Does anybody read this blog? M&S do, and CWG does, and CCE and JEE, but anybody else? I know it's a subscription blog with only 20 members but I feel that most of you guys have lost interest. What am I doing wrong? What would you like me to write about? To make it worth the effort I'm wondering about opening it up to the general public. That will mean I'll need to go back over it and delete the more personal stuff so it'll be a while before I get around to it, if ever. Is it worth the effort? Is there anything of interest to anybody out there, d'you think?


Monday, 27 July 2009

Intruder Deterrent

glass on wall topnails on wall top
These two pictures show how some people attempt to keep intruders out.

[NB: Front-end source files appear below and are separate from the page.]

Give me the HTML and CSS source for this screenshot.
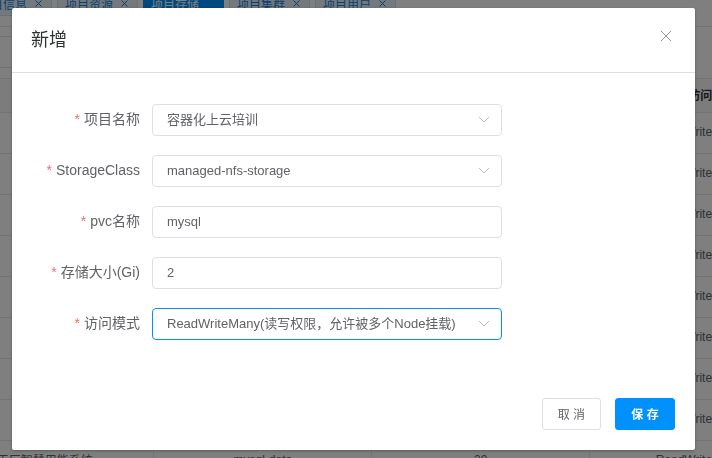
FILE: index.html
```html
<!DOCTYPE html>
<html lang="zh-CN">
<head>
<meta charset="utf-8">
<title>新增</title>
<link rel="stylesheet" href="styles.css">
</head>
<body>
<div class="page" aria-hidden="true">
  <nav class="tabs">
    <a class="tab" href="#">项目信息<svg class="tab-x" viewBox="0 0 7 7"><path d="M.5.5l6 6M6.5.5l-6 6"/></svg></a>
    <a class="tab" href="#">项目资源<svg class="tab-x" viewBox="0 0 7 7"><path d="M.5.5l6 6M6.5.5l-6 6"/></svg></a>
    <a class="tab active" href="#">项目存储</a>
    <a class="tab" href="#">项目集群<svg class="tab-x" viewBox="0 0 7 7"><path d="M.5.5l6 6M6.5.5l-6 6"/></svg></a>
    <a class="tab" href="#">项目用户<svg class="tab-x" viewBox="0 0 7 7"><path d="M.5.5l6 6M6.5.5l-6 6"/></svg></a>
  </nav>
  <div class="toolbar"><div class="search"></div></div>
  <table class="list">
    <thead><tr><th></th><th></th><th></th><th class="mode">访问模式</th></tr></thead>
    <tbody>
      <tr><td></td><td></td><td></td><td>ReadWriteMany</td></tr>
      <tr><td></td><td></td><td></td><td>ReadWriteMany</td></tr>
      <tr><td></td><td></td><td></td><td>ReadWriteMany</td></tr>
      <tr><td></td><td></td><td></td><td>ReadWriteMany</td></tr>
      <tr><td></td><td></td><td></td><td>ReadWriteMany</td></tr>
      <tr><td></td><td></td><td></td><td>ReadWriteMany</td></tr>
      <tr><td></td><td></td><td></td><td>ReadWriteMany</td></tr>
      <tr><td></td><td></td><td></td><td>ReadWriteMany</td></tr>
      <tr><td>工厂智慧用能系统</td><td>mysql-data</td><td>20</td><td>ReadWriteMany</td></tr>
    </tbody>
  </table>
</div>
<div class="mask">
  <form class="dialog" role="dialog" aria-labelledby="title">
    <header class="dialog-head">
      <h1 id="title">新增</h1>
      <button type="button" class="close" aria-label="关闭"><svg viewBox="0 0 12 12"><path d="M1 1l10 10M11 1L1 11"/></svg></button>
    </header>
    <div class="fields">
      <div class="field">
        <label for="project">项目名称</label>
        <div class="control"><select id="project"><option>容器化上云培训</option></select><svg class="arrow" viewBox="0 0 12 8"><path d="M1 1l5 5 5-5"/></svg></div>
      </div>
      <div class="field">
        <label for="storage">StorageClass</label>
        <div class="control"><select id="storage"><option>managed-nfs-storage</option></select><svg class="arrow" viewBox="0 0 12 8"><path d="M1 1l5 5 5-5"/></svg></div>
      </div>
      <div class="field">
        <label for="pvc">pvc名称</label>
        <div class="control"><input id="pvc" type="text" value="mysql"></div>
      </div>
      <div class="field">
        <label for="size">存储大小(Gi)</label>
        <div class="control"><input id="size" type="text" value="2"></div>
      </div>
      <div class="field">
        <label for="mode">访问模式</label>
        <div class="control"><select id="mode" class="current"><option>ReadWriteMany(读写权限，允许被多个Node挂载)</option></select><svg class="arrow" viewBox="0 0 12 8"><path d="M1 1l5 5 5-5"/></svg></div>
      </div>
    </div>
    <footer class="actions">
      <button type="button" class="btn">取 消</button>
      <button type="submit" class="btn primary">保 存</button>
    </footer>
  </form>
</div>
</body>
</html>
```

FILE: styles.css
```css
* {
  box-sizing: border-box;
}

body {
  margin: 0;
  height: 100vh;
  overflow: hidden;
  background: #fff;
  color: #606266;
  font-family: "Liberation Sans", "Noto Sans CJK SC", sans-serif;
}

button,
input,
select {
  font-family: inherit;
}

svg {
  fill: none;
  stroke: currentColor;
}

/* Scrolled list page behind the dialog */
.page {
  height: 100vh;
  overflow: hidden;
  font-size: 12px;
}

.tabs {
  display: flex;
  gap: 5px;
  height: 27px;
  margin-left: -29px;
  border-bottom: 1px solid #e4e7ed;
}

.tab {
  display: flex;
  align-items: center;
  justify-content: space-between;
  flex: none;
  width: 81px;
  height: 26px;
  margin-top: -10px;
  padding: 0 9px 0 7px;
  background: #e6f2fb;
  border: 1px solid #cce4f7;
  color: #1080e0;
  text-decoration: none;
}

.tab.active {
  background: #0091ff;
  border-color: #0091ff;
  color: #fff;
}

.tab-x {
  width: 7px;
  height: 7px;
}

.toolbar {
  height: 52px;
  padding-top: 9px;
  border-bottom: 1px solid #e4e7ed;
}

.search {
  width: 180px;
  height: 32px;
  margin-left: -65px;
  border: 1px solid #dcdfe6;
}

.list {
  width: 872px;
  margin-left: -64px;
  table-layout: fixed;
  border-collapse: collapse;
}

.list th,
.list td {
  height: 41px;
  padding: 0 0 2px;
  border-right: 1px solid #e8eaf0;
  border-bottom: 1px solid #e4e7ed;
  text-align: center;
}

.list th {
  height: 33px;
  background: #f8f8f9;
  color: #303133;
}

.list .mode {
  padding-left: 98px;
  text-align: left;
}

.mask {
  position: fixed;
  inset: 0;
  padding: 8px 17px 8px 12px;
  background: rgba(0, 0, 0, 0.5);
}

.dialog {
  background: #fff;
  border-radius: 2px;
  box-shadow: 0 1px 3px rgba(0, 0, 0, 0.3);
}

.dialog-head {
  display: flex;
  align-items: center;
  justify-content: space-between;
  height: 65px;
  padding: 0 21px 0 19px;
  border-bottom: 1px solid #dcdfe6;
}

.dialog-head h1 {
  margin: 0 0 4px;
  color: #303133;
  font-size: 18px;
  font-weight: 400;
}

.close {
  width: 16px;
  height: 16px;
  margin-bottom: 8px;
  padding: 2px;
  border: 0;
  background: none;
  color: #909399;
}

.close svg {
  display: block;
  width: 12px;
  height: 12px;
}

.fields {
  display: grid;
  gap: 19px;
  padding: 31px 20px 0;
}

.field {
  display: grid;
  grid-template-columns: 108px minmax(0, 350px);
  gap: 12px;
}

.field label {
  font-size: 14px;
  line-height: 30px;
  text-align: right;
  white-space: nowrap;
}

.field label::before {
  content: "*";
  margin-right: 4px;
  color: #f56c6c;
}

.control {
  position: relative;
  height: 32px;
}

.control input,
.control select {
  display: block;
  width: 100%;
  height: 32px;
  padding: 0 14px 2px;
  appearance: none;
  background: #fff;
  border: 1px solid #dcdfe6;
  border-radius: 4px;
  color: #606266;
  font-size: 13px;
  outline: 0;
}

.control .current {
  border-color: #0091ff;
}

.arrow {
  position: absolute;
  top: 12px;
  right: 12px;
  width: 12px;
  height: 8px;
  color: #b4bccc;
  pointer-events: none;
}

.actions {
  display: flex;
  justify-content: flex-end;
  gap: 14px;
  padding: 58px 20px 20px;
}

.btn {
  min-width: 59px;
  height: 32px;
  padding: 0 15px 2px;
  background: #fff;
  border: 1px solid #dcdfe6;
  border-radius: 3px;
  color: #606266;
  font-size: 12px;
}

.btn.primary {
  min-width: 60px;
  background: #0091ff;
  border-color: #0091ff;
  color: #fff;
  font-weight: 700;
}
```
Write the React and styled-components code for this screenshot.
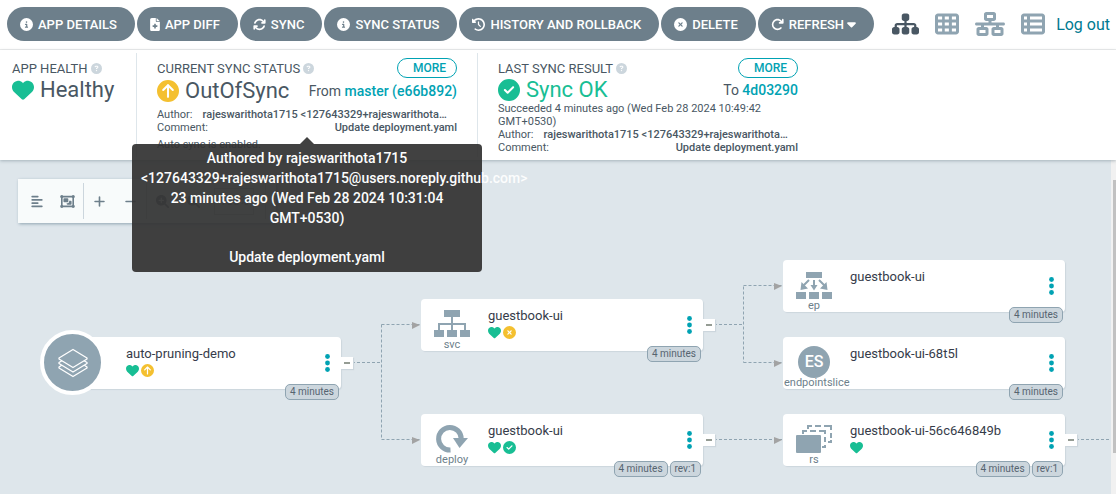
import React from 'react';
import styled, { createGlobalStyle } from 'styled-components';
import {
  FaCircleInfo, FaFileMedical, FaArrowsRotate, FaClockRotateLeft, FaCircleXmark,
  FaArrowRotateRight, FaCaretDown, FaSitemap, FaTableCells, FaNetworkWired, FaTableList,
  FaHeart, FaCircleArrowUp, FaCircleCheck, FaCircleQuestion, FaAlignLeft, FaObjectGroup,
  FaPlus, FaMinus, FaMagnifyingGlassPlus, FaMagnifyingGlassMinus,
} from 'react-icons/fa6';

const color = {
  slate: '#6d7f8b',
  text: '#495763',
  icon: '#8fa4b1',
  teal: '#00a2b3',
  green: '#18be94',
  yellow: '#f4c030',
  canvas: '#dee6eb',
  badge: '#ccd6dd',
};

const GlobalStyle = createGlobalStyle`
  * { box-sizing: border-box; }
  body { margin: 0; font-family: Roboto, "Liberation Sans", sans-serif; color: ${color.text}; background: #fff; }
  button, input { font-family: inherit; margin: 0; }
  button { cursor: pointer; }
`;

const Page = styled.div`
  display: flex;
  flex-direction: column;
  height: 100vh;
  overflow: hidden;
`;

const Toolbar = styled.header`
  display: flex;
  align-items: center;
  flex: none;
  padding: 7px 6px 8px 7px;
  border-bottom: 1px solid #eee;
  white-space: nowrap;
`;

const Actions = styled.div`
  display: flex;
  gap: 2px;
`;

const ActionButton = styled.button`
  display: flex;
  align-items: center;
  height: 34px;
  padding: 0 18px 0 13px;
  border: 0;
  border-radius: 17px;
  background: ${color.slate};
  color: #fff;
  font-size: 13px;
  font-weight: 500;
  svg { height: 13px; width: ${(p) => p.$iconWidth || 13}px; }
  span { padding-left: 5px; }
  span + svg { width: 9px; height: 14px; margin-left: 3px; }
`;

const Views = styled.nav`
  display: flex;
  align-items: center;
  gap: 16px;
  margin-left: auto;
  padding-right: 11px;
`;

const ViewButton = styled.button`
  display: flex;
  padding: 0;
  border: 0;
  background: none;
  color: ${(p) => (p.$active ? color.text : color.icon)};
  svg { height: 24px; width: ${(p) => p.$width}px; }
`;

const LogOut = styled.a`
  color: #007a91;
  font-size: 16px;
  text-decoration: none;
`;

const StatusPanel = styled.section`
  display: flex;
  flex: none;
  position: relative;
  z-index: 1;
  min-height: 110px;
  padding: 3px 0;
  background: #fff;
  box-shadow: 0 1px 3px rgba(109, 127, 139, 0.5);
`;

const StatusItem = styled.div`
  box-sizing: content-box;
  width: ${(p) => p.$width}px;
  padding: 5px 20px 0 ${(p) => (p.$first ? 12 : 20)}px;
  border-left: ${(p) => (p.$first ? 0 : 1)}px solid ${color.canvas};
  white-space: nowrap;
`;

const StatusHead = styled.div`
  display: flex;
  align-items: center;
  justify-content: space-between;
  height: 20px;
`;

const Label = styled.span`
  display: flex;
  align-items: center;
  gap: 3px;
  font-size: 13px;
  svg { width: 11px; height: 11px; color: ${color.badge}; }
`;

const MoreButton = styled.button`
  height: 20px;
  width: 60px;
  padding: 0 10px 0 15px;
  border: 1px solid ${color.teal};
  border-radius: 10px;
  background: #fff;
  color: ${color.teal};
  font-size: 12px;
  font-weight: 500;
`;

const ValueRow = styled.div`
  display: flex;
  align-items: center;
  justify-content: space-between;
  height: ${(p) => (p.$tall ? 25 : 24)}px;
  margin-bottom: ${(p) => (p.$tall ? 5 : 0)}px;
  font-size: 14px;
`;

const Value = styled.span`
  display: flex;
  align-items: center;
  gap: 6px;
  font-size: 22px;
  line-height: 24px;
  color: ${(p) => p.$color || color.text};
  svg { width: 22px; height: 22px; color: ${(p) => p.$icon}; }
`;

const RevisionLink = styled.a`
  color: ${color.teal};
  font-weight: 500;
  text-decoration: none;
`;

const Detail = styled.div`
  display: flex;
  justify-content: ${(p) => (p.$start ? 'flex-start' : 'space-between')};
  gap: 10px;
  margin-top: ${(p) => p.$space || 0}px;
  font-size: 11px;
  line-height: 13px;
  white-space: ${(p) => (p.$wrap ? 'normal' : 'nowrap')};
  strong { font-weight: 500; }
`;

const Tooltip = styled.div`
  position: absolute;
  z-index: 2;
  left: 132px;
  top: 94px;
  width: 350px;
  padding: 4px 9px 5px;
  border-radius: 4px;
  background: #333;
  opacity: 0.93;
  color: #fff;
  font-size: 14px;
  font-weight: 500;
  line-height: 20px;
  text-align: center;
  white-space: normal;
  &::before {
    content: '';
    position: absolute;
    left: 168px;
    top: -7px;
    border: solid transparent;
    border-width: 0 7px 7px;
    border-bottom-color: #333;
  }
  p { margin: 0 0 19px; }
  p:last-child { margin: 0; }
`;

const Canvas = styled.main`
  position: relative;
  flex: 1;
  overflow: hidden;
  background: ${color.canvas};
`;

const GraphTools = styled.div`
  position: absolute;
  left: 18px;
  top: 19px;
  display: flex;
  align-items: center;
  height: 44px;
  padding: 4px 10px 4px 3px;
  background: #f8fbfb;
  box-shadow: 1px 1px 3px ${color.icon};
`;

const ToolGroup = styled.div`
  display: flex;
  align-items: center;
  height: 36px;
  border-right: 1px solid ${color.badge};
  input {
    width: 40px;
    height: 27px;
    margin: 0 11px 0 5px;
    padding: 0;
    border: 1px solid ${color.badge};
    background: none;
    text-align: center;
    font-size: 12px;
    color: ${color.slate};
  }
`;

const ToolButton = styled.button`
  display: flex;
  justify-content: center;
  width: 31px;
  padding: 0;
  border: 0;
  background: none;
  color: ${color.slate};
  svg { height: 13px; width: ${(p) => p.$iconWidth || 13}px; }
`;

const Edges = styled.svg`
  position: absolute;
  left: 0;
  top: 0;
  path { fill: none; stroke: ${color.icon}; stroke-dasharray: 3 2; }
  polygon { fill: #a3a3a3; }
`;

const NodeCard = styled.article`
  position: absolute;
  left: ${(p) => p.$x}px;
  top: ${(p) => p.$y}px;
  display: flex;
  width: 282px;
  height: 52px;
  border-radius: 4px;
  background: #fff;
  box-shadow: 1px 1px 1px ${color.badge};
`;

const KindColumn = styled.div`
  display: flex;
  flex-direction: column;
  flex: none;
  width: 62px;
  padding-top: 9px;
`;

const KindIcon = styled.div`
  display: flex;
  justify-content: center;
  align-items: flex-start;
  height: 31px;
`;

const KindLabel = styled.div`
  display: flex;
  align-self: flex-start;
  justify-content: center;
  min-width: 100%;
  padding: 0 1px;
  font-size: 11px;
  line-height: 12px;
  color: ${color.slate};
  white-space: nowrap;
`;

const RootBadge = styled.div`
  display: flex;
  align-items: center;
  justify-content: center;
  flex: none;
  width: 65px;
  height: 65px;
  margin: -7px 16px 0 -19px;
  border: 4px solid #fff;
  border-radius: 50%;
  background: ${color.icon};
`;

const SliceBadge = styled.div`
  flex: none;
  width: 32px;
  height: 32px;
  border-radius: 50%;
  background: ${color.icon};
  color: #fff;
  font-size: 16px;
  font-weight: 500;
  line-height: 32px;
  text-align: center;
`;

const NodeBody = styled.div`
  flex: 1;
  padding: 8px 0 0 5px;
  font-size: 13px;
  line-height: 17px;
  color: #363c4a;
`;

const NodeStatus = styled.div`
  display: flex;
  gap: 2px;
  padding-top: 2px;
  svg { width: 13px; height: 13px; }
`;

const MenuButton = styled.button`
  align-self: center;
  display: flex;
  padding: 0 11px;
  border: 0;
  background: none;
`;

const Badges = styled.div`
  position: absolute;
  right: 2px;
  bottom: -11px;
  display: flex;
  gap: 2px;
  span {
    height: 16px;
    padding: 0 4px;
    border: 1px solid ${color.icon};
    border-radius: 5px;
    background: ${color.badge};
    color: #566470;
    font-size: 10px;
    line-height: 14px;
    white-space: nowrap;
  }
`;

const Collapse = styled.button`
  position: absolute;
  left: 282px;
  top: 20px;
  display: flex;
  align-items: center;
  justify-content: center;
  width: 12px;
  height: 12px;
  padding: 0;
  border: 0;
  background: #fff;
  box-shadow: 1px 1px 1px ${color.badge};
  &::before { content: ''; width: 6px; height: 2px; background: #959c94; }
`;

const ScrollTrack = styled.div`
  position: absolute;
  right: 0;
  top: 0;
  bottom: 0;
  width: 5px;
  padding: 20px 0 0 2px;
  background: #f1f1f1;
  &::before { content: ''; display: block; height: 273px; background: #c1c1c1; }
`;

const LayersIcon = () => (
  <svg width="30" height="30" viewBox="0 0 30 30" fill={color.icon} stroke="#fff" strokeWidth="1.3" strokeLinejoin="round">
    <path d="M1 19 15 10 29 19v1L15 28.500 1 20z" />
    <path d="M1 14.500 15 6 29 14.500v1L15 24 1 15.500z" />
    <path d="M1 10 15 1.500 29 10v1L15 19.500 1 11z" />
  </svg>
);

const ServiceIcon = () => (
  <svg width="36" height="30" viewBox="0 0 36 30" fill={color.icon}>
    <path d="M10 2h16v7H10zM0 22h10v7H0zM13 22h10v7H13zM26 22h10v7H26z" />
    <path d="M18 9v13M5 22v-6h26v6" fill="none" stroke={color.icon} strokeWidth="2" />
  </svg>
);

const EndpointIcon = () => (
  <svg width="36" height="30" viewBox="0 0 36 30" fill={color.icon}>
    <path d="M10 3h16v6H10zM0 23h10v7H0zM13 23h10v7H13zM26 23h10v7H26z" />
    <path d="M4.500 21l1-8 6.500 6.500zM31.500 21l-1-8-6.500 6.500zM14.500 16h7L18 21.500z" />
    <path d="M13 11l-6 6M23 11l6 6M18 11v6" stroke={color.icon} strokeWidth="2" />
  </svg>
);

const DeployIcon = () => (
  <svg width="36" height="30" viewBox="0 0 36 30">
    <path d="M16.500 27A11.300 11.300 0 1 1 27.200 15.700" fill="none" stroke={color.icon} strokeWidth="5" />
    <path d="M19 15h15l-8.500 10z" fill={color.icon} />
  </svg>
);

const ReplicaIcon = () => (
  <svg width="36" height="30" viewBox="0 0 36 30">
    <path d="M12 6V3h4M19 3h6M28 3h7v4M35 10v5M35 17v2h-3" fill="none" stroke={color.icon} strokeWidth="2" />
    <path d="M7 11V8h4M14 8h6M23 8h6v3M29 14v5M29 22v2h-3" fill="none" stroke={color.icon} strokeWidth="2" />
    <rect y="12" width="25" height="18" rx="1" fill={color.icon} />
  </svg>
);

const Dots = () => (
  <svg width="5" height="18" viewBox="0 0 5 18" fill={color.teal}>
    <circle cx="2.500" cy="2.500" r="2.400" />
    <circle cx="2.500" cy="9" r="2.400" />
    <circle cx="2.500" cy="15.500" r="2.400" />
  </svg>
);

const statusIcons = {
  healthy: <FaHeart key="healthy" color={color.green} />,
  outOfSync: <FaCircleArrowUp key="outOfSync" color={color.yellow} />,
  pruned: <FaCircleXmark key="pruned" color={color.yellow} />,
  synced: <FaCircleCheck key="synced" color={color.green} />,
};

const actions = [
  { label: 'APP DETAILS', Icon: FaCircleInfo },
  { label: 'APP DIFF', Icon: FaFileMedical, width: 10 },
  { label: 'SYNC', Icon: FaArrowsRotate },
  { label: 'SYNC STATUS', Icon: FaCircleInfo },
  { label: 'HISTORY AND ROLLBACK', Icon: FaClockRotateLeft },
  { label: 'DELETE', Icon: FaCircleXmark },
  { label: 'REFRESH', Icon: FaArrowRotateRight, Caret: FaCaretDown },
];

const views = [
  { label: 'Tree', Icon: FaSitemap, width: 27 },
  { label: 'Pods', Icon: FaTableCells, width: 24 },
  { label: 'Network', Icon: FaNetworkWired, width: 30 },
  { label: 'List', Icon: FaTableList, width: 24 },
];

const nodes = [
  { x: 59, y: 177, name: 'auto-pruning-demo', root: true, status: ['healthy', 'outOfSync'], badges: ['4 minutes'], open: true },
  { x: 421, y: 139, name: 'guestbook-ui', kind: 'svc', icon: <ServiceIcon />, status: ['healthy', 'pruned'], badges: ['4 minutes'], open: true },
  { x: 421, y: 254, name: 'guestbook-ui', kind: 'deploy', icon: <DeployIcon />, status: ['healthy', 'synced'], badges: ['4 minutes', 'rev:1'], open: true },
  { x: 783, y: 100, name: 'guestbook-ui', kind: 'ep', icon: <EndpointIcon />, status: [], badges: ['4 minutes'] },
  { x: 783, y: 177, name: 'guestbook-ui-68t5l', kind: 'endpointslice', icon: <SliceBadge>ES</SliceBadge>, status: [], badges: ['4 minutes'] },
  { x: 783, y: 254, name: 'guestbook-ui-56c646849b', kind: 'rs', icon: <ReplicaIcon />, status: ['healthy'], badges: ['4 minutes', 'rev:1'], open: true },
];

const arrows = [[412, 165], [412, 280], [774, 126], [774, 203], [774, 280]];

function Node({ node }) {
  return (
    <NodeCard $x={node.x} $y={node.y}>
      {node.root ? (
        <RootBadge><LayersIcon /></RootBadge>
      ) : (
        <KindColumn>
          <KindIcon>{node.icon}</KindIcon>
          <KindLabel>{node.kind}</KindLabel>
        </KindColumn>
      )}
      <NodeBody>
        {node.name}
        <NodeStatus>{node.status.map((s) => statusIcons[s])}</NodeStatus>
      </NodeBody>
      <MenuButton aria-label="Resource menu"><Dots /></MenuButton>
      <Badges>{node.badges.map((b) => <span key={b}>{b}</span>)}</Badges>
      {node.open && <Collapse aria-label="Collapse" />}
    </NodeCard>
  );
}

function CommitDetails() {
  return (
    <>
      <Detail $start>Author: <strong>rajeswarithota1715 &lt;127643329+rajeswarithota…</strong></Detail>
      <Detail>Comment: <strong>Update deployment.yaml</strong></Detail>
    </>
  );
}

export default function App() {
  return (
    <Page>
      <GlobalStyle />
      <Toolbar>
        <Actions>
          {actions.map(({ label, Icon, width, Caret }) => (
            <ActionButton key={label} $iconWidth={width}>
              <Icon /><span>{label}</span>{Caret && <Caret />}
            </ActionButton>
          ))}
        </Actions>
        <Views>
          {views.map(({ label, Icon, width }, i) => (
            <ViewButton key={label} aria-label={label} $width={width} $active={i === 0}><Icon /></ViewButton>
          ))}
        </Views>
        <LogOut href="#logout">Log out</LogOut>
      </Toolbar>

      <StatusPanel>
        <StatusItem $width={104} $first>
          <StatusHead><Label>APP HEALTH <FaCircleQuestion /></Label></StatusHead>
          <ValueRow><Value $icon={color.green}><FaHeart />Healthy</Value></ValueRow>
        </StatusItem>
        <StatusItem $width={300}>
          <StatusHead>
            <Label>CURRENT SYNC STATUS <FaCircleQuestion /></Label>
            <MoreButton>MORE</MoreButton>
          </StatusHead>
          <ValueRow $tall>
            <Value $icon={color.yellow}><FaCircleArrowUp />OutOfSync</Value>
            <span>From <RevisionLink href="#master">master (e66b892)</RevisionLink></span>
          </ValueRow>
          <CommitDetails />
          <Detail $space={4}>Auto sync is enabled.</Detail>
        </StatusItem>
        <StatusItem $width={300}>
          <StatusHead>
            <Label>LAST SYNC RESULT <FaCircleQuestion /></Label>
            <MoreButton>MORE</MoreButton>
          </StatusHead>
          <ValueRow>
            <Value $icon={color.green} $color={color.green}><FaCircleCheck />Sync OK</Value>
            <span>To <RevisionLink href="#revision">4d03290</RevisionLink></span>
          </ValueRow>
          <Detail $wrap>Succeeded 4 minutes ago (Wed Feb 28 2024 10:49:42 GMT+0530)</Detail>
          <CommitDetails />
        </StatusItem>
        <Tooltip role="tooltip">
          <p>
            Authored by rajeswarithota1715 &lt;127643329+rajeswarithota1715@users.noreply.github.com&gt;
            {' '}23 minutes ago (Wed Feb 28 2024 10:31:04 GMT+0530)
          </p>
          <p>Update deployment.yaml</p>
        </Tooltip>
      </StatusPanel>

      <Canvas>
        <GraphTools>
          <ToolGroup>
            <ToolButton aria-label="Compact" $iconWidth={12}><FaAlignLeft /></ToolButton>
            <ToolButton aria-label="Group nodes" $iconWidth={15}><FaObjectGroup /></ToolButton>
          </ToolGroup>
          <ToolGroup>
            <ToolButton aria-label="Expand all"><FaPlus /></ToolButton>
            <ToolButton aria-label="Collapse all"><FaMinus /></ToolButton>
          </ToolGroup>
          <ToolGroup>
            <ToolButton aria-label="Zoom in"><FaMagnifyingGlassPlus /></ToolButton>
            <ToolButton aria-label="Zoom out"><FaMagnifyingGlassMinus /></ToolButton>
            <input aria-label="Zoom level" defaultValue="100%" />
          </ToolGroup>
        </GraphTools>
        <Edges width="1111" height="334" viewBox="0 0 1111 334">
          <path d="M352 202.500H381.500M381.500 164.500V279.500M381.500 164.500H421M381.500 279.500H421" />
          <path d="M714 164.500H743.500M743.500 126.500V202.500M743.500 125.500H783M743.500 202.500H783M714 279.500H783M1076 279.500H1111" />
          {arrows.map(([x, y]) => (
            <polygon key={`${x}-${y}`} points={`${x},${y - 3} ${x + 8},${y} ${x},${y + 4}`} />
          ))}
        </Edges>
        {nodes.map((node) => <Node key={`${node.x}-${node.y}`} node={node} />)}
        <ScrollTrack />
      </Canvas>
    </Page>
  );
}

Nice, huh?! They used to put broken glass on walls in the UK when I was a kid, but it was later outlawed. I've never seen nails used before but perhaps that's because of technological advances in the last 50 years. It looks to me as if the glass and nails have been bedded into epoxy resin. And if that is so then epoxy must surely be cheap here in India - potentially useful knowledge for any future little projects I might have...

Thursday, 23 July 2009

Teaching Success

After a day's work it's very easy for me to be weighed down thinking "this didn't work", "that was crap", "you're shit", and getting exasperated with myself and with the kids. I need to see the little successes and learn from the failures. If I had a psychotherapist I'm sure she'd agree!

It's hard though, when the successes are not obvious or are overwhelmed by thoughts of the failures. And what can you learn from failures? Only that something didn't work, not necessarily what to do to make it work!

During the past week we've had Craig, a young Scottish teacher, visiting SISP and working with a couple of our special needs children (for want of a better term - we all have special needs.) Our head teacher asked him to give a talk about modern teaching methods. You could say that his little presentation was an epiphany for me! He talked about the concept of multiple intelligences - the different ways in which we all learn. In his model there were eight modes of learning and when you split them all out they make a lot of sense. He went on to talk about Classroom Practice, Assessment For Learning, Assessment As Learning, Assessment Of Learning, Questioning and Discussing. I mode notes and can already see how I can improve my teaching. Fantastic!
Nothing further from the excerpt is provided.